I had thought to write a colorful defense on this page of Dickens as a mystery and suspense novelist--which he unquestionably was, though not exclusively--perhaps peppering into my argument a few choice passages from Bleak House (1853) and The Mystery of Edwin Drood (still uncompleted at the time of his death), and adding others from his 1865 work, Our Mutual Friend, which I am only now reading for the first time. Of course, I would also have found a way to name-drop Dickens’ famous protégé, Wilkie Collins, who is remembered these days mostly for his mystery fiction (having penned 1860’s The Woman in White and The Moonstone, 1868).

But there have been so many posts devoted to Dickens’ birthday today, that I shall simply mention four I think are worth your attention:

• “The Dark Side of Dickens,” in which fiction writer and reviewer David Abrams--while applauding Dickens’ books--recalls the author’s sometimes disagreeable personality. “It is a truth universally acknowledged that Charles Dickens the Writer was a genius,” Abrams begins, “but Charles Dickens the Man was an asshole.”

• “Charles Dickens, Crime Writer,” which has Criminal Intent contributor Terry Farley Moran making the argument I had thought to put forth, and making it well. “Charles Dickens,” she explains, “didn’t become famous as a writer of mystery/detective fiction, as it was not a commonly defined genre during his lifetime. But as we look back, he was definitely a master of the craft.” I couldn’t agree more.

• “Charles Dickens at 200: Still the Great British ‘Idol.’” As reluctant as I am to recommend anything from USA Today (the most white-bread and dull of American newspapers), reporter Bob Minzesheimer does offer a fairly good overview of Dickens’ continuing influence on our entertainment media.

• “Charles Dickens’ Birthday and the Age of Verbosity,” in which Washington Post writer Alexandra Petri proffers a spirited tribute to Dickens’ persistent long-windedness. “Dickens ... took an awfully long time to say whatever it was he was going to say,” she notes. “And he had an incentive to do it. He published his books in installments, in the pulp form of the serial--cheaper than full-bore novels, and far more addictive. On the bright side, this makes his books useful for stopping doors and ironing recalcitrant skirts. On the downside, you really feel, upon emerging, that you know everything that can possibly be said on the subject of allegorical knitting.”

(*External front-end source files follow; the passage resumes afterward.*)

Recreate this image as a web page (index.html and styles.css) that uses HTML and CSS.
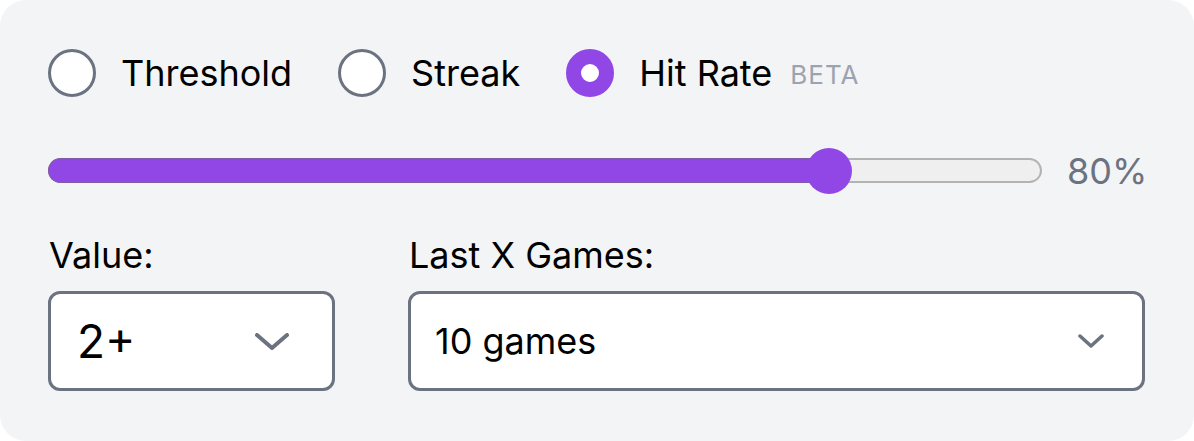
FILE: index.html
```html
<!DOCTYPE html>
<html>
<head>
<meta charset="utf-8">
<link rel="stylesheet" href="styles.css">
</head>
<body>
<div class="card">
  <div class="modes">
    <label class="mode"><span class="radio"></span><span class="mode-text">Threshold</span></label>
    <label class="mode"><span class="radio"></span><span class="mode-text">Streak</span></label>
    <label class="mode"><span class="radio checked"></span><span class="mode-text">Hit Rate</span><span class="beta">BETA</span></label>
  </div>
  <div class="slider-row">
    <div class="slider">
      <div class="track"></div>
      <div class="fill" style="width: calc(23px + 0.8 * (100% - 46px))"></div>
      <div class="thumb" style="left: calc(23px + 0.8 * (100% - 46px))"></div>
    </div>
    <span class="pct">80%</span>
  </div>
  <div class="fields">
    <div class="field field-value">
      <div class="field-label">Value:</div>
      <div class="select select-big">
        <span class="select-text">2+</span>
        <svg class="chev chev-big" viewBox="0 0 34 17" width="34" height="17"><path d="M2 2 L17 15 L32 2" fill="none" stroke="#6b7280" stroke-width="4" stroke-linecap="round" stroke-linejoin="round"/></svg>
      </div>
    </div>
    <div class="field field-games">
      <div class="field-label">Last X Games:</div>
      <div class="select select-small">
        <span class="select-text">10 games</span>
        <svg class="chev chev-small" viewBox="0 0 26 14" width="26" height="14"><path d="M2 2 L13 12 L24 2" fill="none" stroke="#6b7280" stroke-width="3.5" stroke-linecap="round" stroke-linejoin="round"/></svg>
      </div>
    </div>
  </div>
</div>
</body>
</html>
```
FILE: styles.css
```css
* { box-sizing: border-box; }
html, body { margin: 0; padding: 0; background: #ffffff; }
body {
  font-family: Inter, "Noto Sans", "Liberation Sans", sans-serif;
  color: #000;
  width: 1194px;
  height: 441px;
}
.card {
  width: 1194px;
  height: 441px;
  background: #f3f4f6;
  border-radius: 26px;
  padding: 49px 49px 50px 48px;
  display: flex;
  flex-direction: column;
}
.modes {
  display: flex;
  align-items: center;
  height: 48px;
}
.mode {
  display: flex;
  align-items: center;
  margin-right: 46px;
}
.radio {
  width: 48px;
  height: 48px;
  border-radius: 50%;
  border: 3px solid #6b7280;
  background: #fff;
  flex: none;
}
.radio.checked {
  border: 15px solid #9146e6;
  background: #fff;
}
.mode-text {
  margin-left: 25px;
  font-size: 36px;
  line-height: 48px;
}
.beta {
  margin-left: 18px;
  font-size: 26px;
  color: #9ca3af;
  letter-spacing: 1px;
  line-height: 48px;
  padding-top: 4px;
}
.slider-row {
  margin-top: 50px;
  display: flex;
  align-items: center;
  height: 48px;
}
.slider {
  position: relative;
  flex: 1;
  height: 48px;
}
.track {
  position: absolute;
  left: 0; right: 0;
  top: 11px;
  height: 25px;
  border-radius: 13px;
  background: #efefef;
  border: 2px solid #b3b3b3;
}
.fill {
  position: absolute;
  left: 0;
  top: 11px;
  height: 25px;
  border-radius: 13px 0 0 13px;
  background: #9146e6;
  border: 1.5px solid #7f5aa6;
  border-right: none;
}
.thumb {
  position: absolute;
  top: 1px;
  width: 46px;
  height: 46px;
  margin-left: -23px;
  border-radius: 50%;
  background: #9146e6;
}
.pct {
  margin-left: 25px;
  width: 78px;
  font-size: 36px;
  color: #6b7280;
  line-height: 48px;
}
.fields {
  margin-top: 38px;
  display: flex;
  gap: 73px;
}
.field-value { width: 287px; flex: none; }
.field-games { flex: 1; }
.field-label {
  font-size: 36px;
  line-height: 44px;
  padding-left: 1px;
}
.select {
  margin-top: 14px;
  height: 100px;
  background: #fff;
  border: 3px solid #6b7280;
  border-radius: 12px;
  display: flex;
  align-items: center;
  justify-content: space-between;
}
.select-big { padding: 0 43px 0 26px; }
.select-big .select-text { font-size: 46px; }
.select-small { padding: 0 38px 0 24px; }
.select-small .select-text { font-size: 36px; }
.chev { display: block; }
```
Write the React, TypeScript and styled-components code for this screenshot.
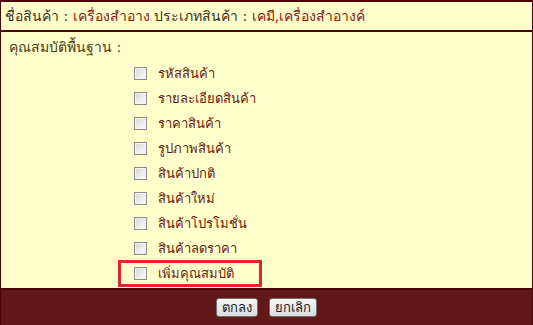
import React from 'react';
import styled, { createGlobalStyle } from 'styled-components';

const GlobalStyle = createGlobalStyle`
  body {
    margin: 0;
    background: #ffffff;
    font-family: Tahoma, "DejaVu Sans", "Noto Sans", sans-serif;
  }
`;

const Panel = styled.div`
  width: 533px;
  height: 325px;
  box-sizing: border-box;
  display: flex;
  flex-direction: column;
  background-color: #ffffcc;
  border-top: 2px solid #4a0606;
  border-left: 1px solid #4a0606;
  border-right: 1px solid #4a0606;
`;

const Header = styled.div`
  height: 28px;
  display: flex;
  align-items: center;
  padding: 0 4px;
  font-size: 14px;
  color: #3a3020;
  border-bottom: 2px solid #4a0606;
  white-space: pre;
`;

const Value = styled.span`
  color: #8b1616;
`;

const Body = styled.div`
  flex: 1;
  padding: 5px 0 0 8px;
`;

const Title = styled.div`
  height: 20px;
  line-height: 20px;
  font-size: 14px;
  color: #4a3a20;
`;

const List = styled.div`
  display: flex;
  flex-direction: column;
  padding: 4px 0 0 109px;
`;

const Row = styled.label<{ $highlight?: boolean }>`
  height: ${p => (p.$highlight ? '27px' : '25px')};
  margin-top: ${p => (p.$highlight ? '-1px' : '0')};
  width: 144px;
  box-sizing: border-box;
  display: flex;
  align-items: center;
  gap: 11px;
  padding-left: 13px;
  font-size: 13px;
  color: #6a1a10;
  border: 3px solid ${p => (p.$highlight ? '#e8232b' : 'transparent')};
  white-space: nowrap;
`;

const Box = styled.input.attrs({ type: 'checkbox' })`
  appearance: none;
  margin: 0;
  flex: none;
  width: 13px;
  height: 13px;
  border: 1px solid #8c8c8c;
  box-sizing: border-box;
  background: linear-gradient(135deg, #d6d6d6 0%, #eeeeee 60%, #fafafa 100%);
  box-shadow: inset 0 0 0 1px #f4f4f4;
`;

const Footer = styled.div`
  height: 37px;
  display: flex;
  justify-content: center;
  align-items: center;
  gap: 11px;
  box-sizing: border-box;
  background-color: #621818;
  border-top: 2px solid #4a0606;
`;

const Button = styled.button`
  height: 19px;
  padding: 0 5px;
  font-family: Tahoma, "DejaVu Sans", "Noto Sans", sans-serif;
  font-size: 13px;
  color: #1a1a2a;
  border: 1px solid #707070;
  border-radius: 3px;
  background: linear-gradient(#f6f6f6, #dedede);
  line-height: 15px;
`;

const items = [
  'รหัสสินค้า',
  'รายละเอียดสินค้า',
  'ราคาสินค้า',
  'รูปภาพสินค้า',
  'สินค้าปกติ',
  'สินค้าใหม่',
  'สินค้าโปรโมชั่น',
  'สินค้าลดราคา',
];

const App: React.FC = () => (
  <>
    <GlobalStyle />
    <Panel>
      <Header>
        ชื่อสินค้า : <Value>เครื่องสำอาง</Value> ประเภทสินค้า : <Value>เคมี,เครื่องสำอางค์</Value>
      </Header>
      <Body>
        <Title>คุณสมบัติพื้นฐาน :</Title>
        <List>
          {items.map(item => (
            <Row key={item}>
              <Box />
              {item}
            </Row>
          ))}
          <Row $highlight>
            <Box />
            เพิ่มคุณสมบัติ
          </Row>
        </List>
      </Body>
      <Footer>
        <Button>ตกลง</Button>
        <Button>ยกเลิก</Button>
      </Footer>
    </Panel>
  </>
);

export default App;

Elsewhere on the Web today, you’ll find lists of “The 10 Best Charles Dickens Characters of All Time” and “Five Myths About Charles Dickens,” as well as The Guardian’s “fiendishly difficult” Dickens birthday quiz and search engine Google’s nod to the Victorian Age’s greatest novelist in the form of a page-top “doodle”.

(Hat tips to Mystery Fanfare and Bill Crider’s Pop Culture Magazine.)

READ MORE:Charles in Charge,” by Kent Jones (The Maddow Blog); “The 200th Anniversary of Charles Dickens’ Birth,” by Mercurie (A Shroud of Thoughts).

1 comment:

Elizabeth Foxwell said...

See also the Dickens content in the online Westminster Detective Library such as "Two Detective Anecdotes" (1851).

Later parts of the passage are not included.